Food access is closely tied to farm income. Over-application of pesticides increases production costs and reduces margins, while delayed intervention can slash output. Rational, threshold-based pest management supports stable earnings and strengthens purchasing power in rural communities.

Food utilization and safety are also implicated. Excessive or mistimed pesticide use can leave residues on produce and disrupt beneficial ecological services. In post-harvest systems, rising temperatures accelerate pest growth in storage facilities, increasing contamination and quality degradation. Climate-aware ET systems applied across production, storage, and distribution stages can protect both yield and food safety.

EIL and ET tools aren't only for individual farm management but for supply chain resilience. Pest outbreaks at the production stage ripple through processing, distribution, and retail, affecting price stability and consumer access. Adaptive thresholds that account for climate stress, invasive species expansion, and market volatility can help stabilize output across entire regions.

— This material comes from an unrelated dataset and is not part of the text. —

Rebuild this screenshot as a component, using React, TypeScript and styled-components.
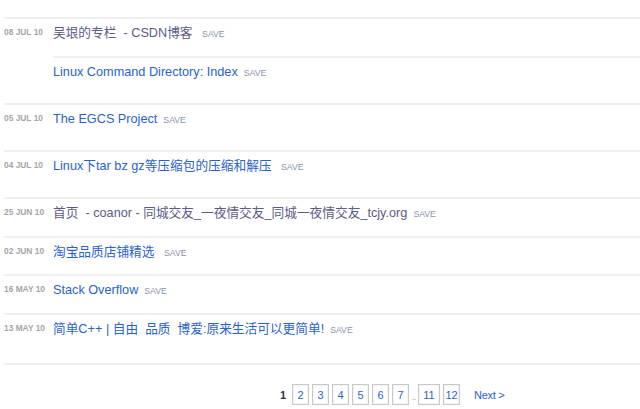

The author also examines the integration of predictive risk frameworks with classical thresholds. Continuous monitoring, climate modeling, and digital early-warning systems offer significant advantages in forecasting outbreaks and improving response timing. However, the study warns that such systems are data-intensive and may be impractical in resource-limited settings without institutional support. Simplified, farmer-friendly interfaces and regionally coordinated surveillance are identified as key to successful adoption.